Alas, this diverse, pluralist—and yes, democratic—Israel is losing ground to a rigid, reductive, exclusivist Arabist interpretation of history. The model here is one not unlike that of the “association of minorities” that was pre-1975 Lebanon. What’s more, the scenario that has led to the dismantlement of the Lebanese “federation of ethnicities” might very well be lurking in Israel’s future. It is a discourse that—to use the language of Syrian thinker Adonis—is constructed upon a negationist ethos; an instinct that rejects the non-Arab “other” and refuses to “reflect on the other” in language, history, temperament, and social habits.

Here is how Israel is validating the Arabist interpretation of history—and I’m not dramatizing here; this is serious stuff!

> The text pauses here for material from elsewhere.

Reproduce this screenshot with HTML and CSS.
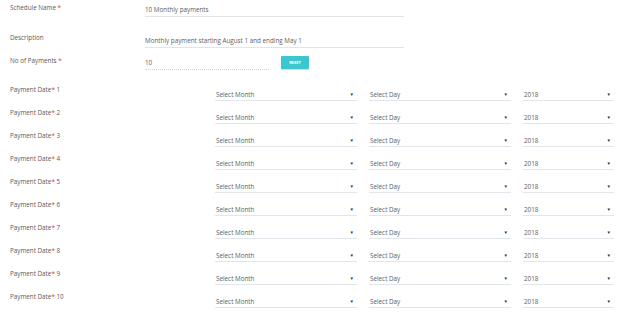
FILE: index.html
```html
<!DOCTYPE html>
<html lang="en">
<head>
  <meta charset="UTF-8" />
  <title>Payment Schedule</title>
  <link rel="stylesheet" href="styles.css">
</head>
<body>
  <div class="schedule-form">

    <div class="row row-name">
      <div class="label">Schedule Name <span class="req">*</span></div>
      <div class="text-input wide">10 Monthly payments</div>
    </div>

    <div class="row row-desc">
      <div class="label">Description</div>
      <div class="text-input wide">Monthly payment starting August 1 and ending May 1</div>
    </div>

    <div class="row row-count">
      <div class="label">No of Payments <span class="req">*</span></div>
      <div class="text-input short">10</div>
      <button class="reset-btn">RESET</button>
    </div>

    <div class="dates">
      <div class="date-row">
        <div class="label">Payment Date<span class="req">*</span> 1</div>
        <div class="select">Select Month<span class="caret">&#9660;</span></div>
        <div class="select">Select Day<span class="caret">&#9660;</span></div>
        <div class="select">2018<span class="caret">&#9660;</span></div>
      </div>
      <div class="date-row">
        <div class="label">Payment Date<span class="req">*</span> 2</div>
        <div class="select">Select Month<span class="caret">&#9660;</span></div>
        <div class="select">Select Day<span class="caret">&#9660;</span></div>
        <div class="select">2018<span class="caret">&#9660;</span></div>
      </div>
      <div class="date-row">
        <div class="label">Payment Date<span class="req">*</span> 3</div>
        <div class="select">Select Month<span class="caret">&#9660;</span></div>
        <div class="select">Select Day<span class="caret">&#9660;</span></div>
        <div class="select">2018<span class="caret">&#9660;</span></div>
      </div>
      <div class="date-row">
        <div class="label">Payment Date<span class="req">*</span> 4</div>
        <div class="select">Select Month<span class="caret">&#9660;</span></div>
        <div class="select">Select Day<span class="caret">&#9660;</span></div>
        <div class="select">2018<span class="caret">&#9660;</span></div>
      </div>
      <div class="date-row">
        <div class="label">Payment Date<span class="req">*</span> 5</div>
        <div class="select">Select Month<span class="caret">&#9660;</span></div>
        <div class="select">Select Day<span class="caret">&#9660;</span></div>
        <div class="select">2018<span class="caret">&#9660;</span></div>
      </div>
      <div class="date-row">
        <div class="label">Payment Date<span class="req">*</span> 6</div>
        <div class="select">Select Month<span class="caret">&#9660;</span></div>
        <div class="select">Select Day<span class="caret">&#9660;</span></div>
        <div class="select">2018<span class="caret">&#9660;</span></div>
      </div>
      <div class="date-row">
        <div class="label">Payment Date<span class="req">*</span> 7</div>
        <div class="select">Select Month<span class="caret">&#9660;</span></div>
        <div class="select">Select Day<span class="caret">&#9660;</span></div>
        <div class="select">2018<span class="caret">&#9660;</span></div>
      </div>
      <div class="date-row">
        <div class="label">Payment Date<span class="req">*</span> 8</div>
        <div class="select">Select Month<span class="caret">&#9660;</span></div>
        <div class="select">Select Day<span class="caret">&#9660;</span></div>
        <div class="select">2018<span class="caret">&#9660;</span></div>
      </div>
      <div class="date-row">
        <div class="label">Payment Date<span class="req">*</span> 9</div>
        <div class="select">Select Month<span class="caret">&#9660;</span></div>
        <div class="select">Select Day<span class="caret">&#9660;</span></div>
        <div class="select">2018<span class="caret">&#9660;</span></div>
      </div>
      <div class="date-row">
        <div class="label">Payment Date<span class="req">*</span> 10</div>
        <div class="select">Select Month<span class="caret">&#9660;</span></div>
        <div class="select">Select Day<span class="caret">&#9660;</span></div>
        <div class="select">2018<span class="caret">&#9660;</span></div>
      </div>
    </div>

  </div>
</body>
</html>
```

FILE: styles.css
```css
body {
  margin: 0;
  background: #fff;
  color: #666;
  font-family: "Open Sans", Arial, sans-serif;
  font-size: 6.3px;
}

.schedule-form {
  width: 620px;
  padding-top: 2px;
  border-bottom: 1px solid #e6e9ec;
}

.row {
  display: flex;
  align-items: flex-start;
  padding-left: 10px;
}

.label {
  width: 135px;
  line-height: 12px;
  color: #5a5a5a;
  flex-shrink: 0;
}

.req {
  color: #e53935;
}

.text-input {
  line-height: 12px;
  color: #606060;
  border-bottom: 1.5px solid #e1e5ea;
}

.wide {
  width: 259px;
}

.short {
  width: 124px;
  border-bottom: 1px dotted #cdd2d8;
}

/* row spacing */
.row-name {
  height: 30px;
}

.row-name .text-input {
  padding-top: 2px;
}

.row-desc {
  height: 23px;
}

.row-desc .text-input {
  padding-top: 3px;
}

.row-count {
  height: 29px;
}

.row-count .text-input {
  padding-top: 2px;
}

.reset-btn {
  margin: 1px 0 0 12px;
  width: 28px;
  height: 13px;
  padding: 0;
  border: none;
  border-radius: 1px;
  background: #3cc6d0;
  color: #fff;
  font-family: "Open Sans", Arial, sans-serif;
  font-size: 4px;
  font-weight: bold;
  box-shadow: 0 1px 1px rgba(0, 0, 0, 0.15);
}

/* Payment date grid */
.date-row {
  display: grid;
  grid-template-columns: 193px 142px 142px 91px;
  column-gap: 12px;
  height: 23px;
  padding-left: 10px;
}

.date-row .label {
  width: auto;
}

.select {
  display: flex;
  justify-content: space-between;
  align-items: center;
  height: 12px;
  padding: 4px 3px 0 1px;
  border-bottom: 1.5px solid #e1e6ec;
  color: #606060;
}

.caret {
  font-size: 4.5px;
  color: #333;
}
```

The municipality of Rahat, a Bedouin township in the Negev, boasts a rich public library featuring thousands of Arabic-language volumes treating topics ranging from linguistics, to Koranic studies, Arabic literature, history, sociology, and culinary arts. So far so good, yes? No! Strolling down the “Arab History” aisles, I picked up Muhammad Muhammad Hassan Sharraab’s “Dictionary of the Counties of Palestine ” (Second Edition, Amman, Jordan: Al-Ahliyya Publications, 2000.) Flipping through the pages, I come to Chapter Three (p. 31), titled “The Ancient Inhabitants of Palestine.” The title itself was tantalizing—given that in my neck of the woods “Ancient” ordinarily referred to a pre-AD70 Era, when “Palestine” had not yet come into being—let alone had the term “Palestine” been invented. But the anachronistic terminology was fascinating enough, so I read through the chapter, and I provide a translation of its most notable passages below:
The Canaanite Arabs were history’s first people to have inhabited Palestine. This is attested to by a prominent historian [no name or reference are provided, of course] who said that ‘the opinions of the gifted jurists from among the luminaries of practice and knowledge are unanimous in that the Arabic-speaking peasants of Palestine are the descendants of the Pagan tribes inhabiting that land prior to the Israelite conquest.’ Their feet are deeply rooted in the soil of Palestine, since the remotest history. Indeed, since the very dawn of time peoples of the Semitic Race have inhabited Southern Syria—that is, Palestine—following a series of migrations issuing out of the Arabian Peninsula and beginning around the year 3500BC. Based on this, we can confirm that the Arabs had been present in Palestine for at least 5000 years.
Now, aside from the fact that the so-called “[Semitic] migrations issuing out of the Arabian Peninsula […ca.] 3500BC” are corroborated by no known archaeological or historical record—they are in fact based on the more recent 7th century Muslim conquests of the Levant, retrojected into an unknown past—the text exudes ideological puffery (in the garb of a serious etymological dictionary.) For one, the Semites are not a race, and the term “Semitic” refers not to peoplehood, but to a group of languages (including Arabic and Hebrew) that are as “related” to and as “distinct” from one another as French is “related” to and “distinct” from English and Rumanian. Secondly, despite the modern Arab nationalist cant, not all of the tribes emerging out of the Arabian Peninsula were necessarily Arabs. Furthermore, Arabs and Canaanites are two distinct peoples, making use of “related” but “mutually incomprehensible” languages—that is to say distinctly Arabic and Canaanite languages—that no serious “gifted luminary” can subsume into a single label. And finally, it is surprising that “the Arabs had been present in Palestine for at least 5000 years,” and yet left us no written or archaeological record of their presence. Indeed, the peoples of the Levant—“Palestine” included—had been “literate” since at least the 13th century BC; the Hebrew Bible tells us so; so do Ugaritic literature and Phoenician records. Yet the Arabs who “had been present in Palestine for at least 5000 years” seem to have bucked the Canaanite and Hebrew Alphabets despite Sharrab’s claim that “the Canaanites were a Semitic race of Arabs.”

I’m not going to bore you with the rest of the translation. For those interested, I've included an image of the Arabic text below, and I’ll post the rest of the translation once I'm back in Boston and have more reliable internet. For now, it’s interesting to note that this narrative is reminiscent of the great Edmond Rabbath—one of the chief intellectuals of Arab nationalism—who, with much swagger and gravitas (ahem, and with a straight face) advanced the claim that “Canaanite and Hebrew were dialects of Arabic,” and by inference, that both “Canaanites and Hebrews were lapsed Arabs that should be brought back to the fold.” Very Aflaqesque, no? But more importantly, this is the history that the "racist intolerant apartheid Jewish state" is allowing in the Bedouin School System. A BDS from within.